=== Data ===

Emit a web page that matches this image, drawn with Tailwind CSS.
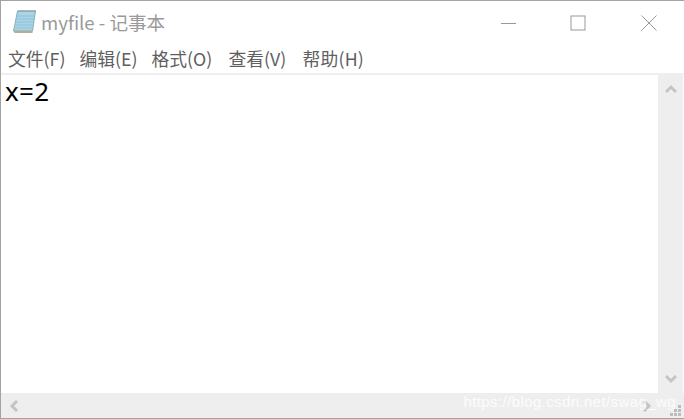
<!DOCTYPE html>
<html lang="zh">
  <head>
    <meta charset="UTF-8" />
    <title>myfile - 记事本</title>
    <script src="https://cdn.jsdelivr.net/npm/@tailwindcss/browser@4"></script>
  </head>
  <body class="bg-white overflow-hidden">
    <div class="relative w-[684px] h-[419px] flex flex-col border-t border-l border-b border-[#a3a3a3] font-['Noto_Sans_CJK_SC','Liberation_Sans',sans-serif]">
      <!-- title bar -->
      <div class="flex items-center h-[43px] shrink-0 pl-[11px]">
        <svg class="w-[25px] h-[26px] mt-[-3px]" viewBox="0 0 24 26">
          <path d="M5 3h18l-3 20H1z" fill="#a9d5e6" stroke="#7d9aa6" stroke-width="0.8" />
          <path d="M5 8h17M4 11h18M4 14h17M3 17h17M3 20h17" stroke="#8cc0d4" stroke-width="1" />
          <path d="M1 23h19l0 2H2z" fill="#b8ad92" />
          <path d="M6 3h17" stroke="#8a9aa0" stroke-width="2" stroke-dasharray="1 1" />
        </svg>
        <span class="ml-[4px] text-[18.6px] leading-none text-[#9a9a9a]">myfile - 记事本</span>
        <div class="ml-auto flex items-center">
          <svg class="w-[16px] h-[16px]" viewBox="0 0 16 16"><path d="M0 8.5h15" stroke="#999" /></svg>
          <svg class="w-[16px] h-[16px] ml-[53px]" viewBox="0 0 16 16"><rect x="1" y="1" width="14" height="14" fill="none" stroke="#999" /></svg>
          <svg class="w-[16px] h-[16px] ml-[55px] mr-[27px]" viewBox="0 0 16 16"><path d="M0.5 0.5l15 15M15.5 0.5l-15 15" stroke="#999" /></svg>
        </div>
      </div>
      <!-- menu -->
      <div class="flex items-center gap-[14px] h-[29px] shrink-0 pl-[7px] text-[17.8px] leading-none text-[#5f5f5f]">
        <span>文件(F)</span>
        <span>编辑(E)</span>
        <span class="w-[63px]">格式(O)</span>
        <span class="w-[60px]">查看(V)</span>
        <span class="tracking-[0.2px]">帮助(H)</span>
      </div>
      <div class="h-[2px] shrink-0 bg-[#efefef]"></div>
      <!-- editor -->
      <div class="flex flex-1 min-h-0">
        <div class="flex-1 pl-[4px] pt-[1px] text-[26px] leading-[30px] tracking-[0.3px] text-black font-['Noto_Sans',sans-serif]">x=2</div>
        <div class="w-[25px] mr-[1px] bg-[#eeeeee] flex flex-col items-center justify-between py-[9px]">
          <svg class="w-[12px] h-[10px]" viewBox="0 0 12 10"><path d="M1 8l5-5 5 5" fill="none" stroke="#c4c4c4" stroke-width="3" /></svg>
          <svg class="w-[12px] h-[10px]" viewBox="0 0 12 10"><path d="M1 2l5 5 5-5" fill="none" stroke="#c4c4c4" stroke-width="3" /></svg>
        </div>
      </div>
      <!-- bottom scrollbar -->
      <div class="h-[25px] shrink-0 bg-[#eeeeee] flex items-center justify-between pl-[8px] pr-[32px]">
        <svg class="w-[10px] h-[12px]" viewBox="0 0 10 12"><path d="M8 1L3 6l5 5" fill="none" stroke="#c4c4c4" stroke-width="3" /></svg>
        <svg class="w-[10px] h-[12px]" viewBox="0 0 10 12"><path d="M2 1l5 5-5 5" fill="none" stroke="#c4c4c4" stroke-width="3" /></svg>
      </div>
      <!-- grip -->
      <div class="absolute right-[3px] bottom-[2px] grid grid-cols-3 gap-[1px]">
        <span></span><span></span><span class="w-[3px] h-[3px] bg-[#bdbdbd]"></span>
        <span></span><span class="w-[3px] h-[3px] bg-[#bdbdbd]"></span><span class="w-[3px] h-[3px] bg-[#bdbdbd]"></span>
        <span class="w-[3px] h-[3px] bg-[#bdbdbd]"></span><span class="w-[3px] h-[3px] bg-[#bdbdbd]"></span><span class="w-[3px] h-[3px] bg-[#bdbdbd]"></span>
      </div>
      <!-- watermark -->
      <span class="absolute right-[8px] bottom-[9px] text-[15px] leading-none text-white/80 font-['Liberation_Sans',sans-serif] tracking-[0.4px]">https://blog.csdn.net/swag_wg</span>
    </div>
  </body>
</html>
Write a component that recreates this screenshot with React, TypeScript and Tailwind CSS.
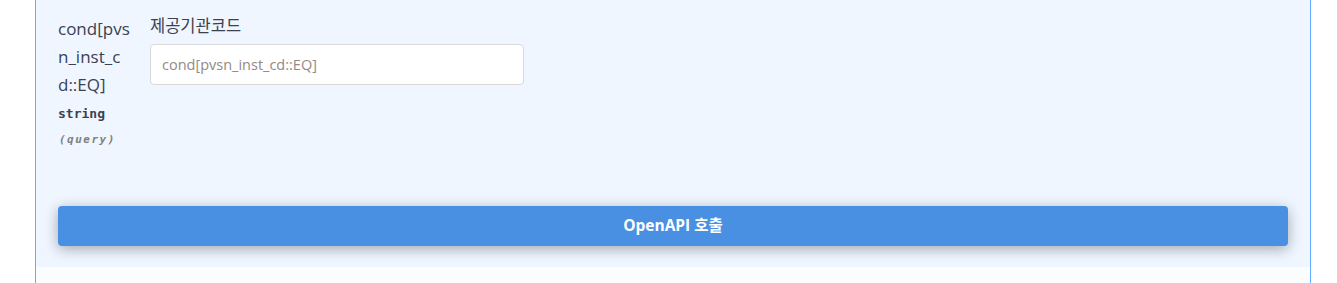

===

## Problem statement
Sift through the entries and copy every line with "that".

## Task response
Emit a web page that matches this image, drawn with Tailwind CSS.
Write a component that recreates this screenshot with React, TypeScript and Tailwind CSS.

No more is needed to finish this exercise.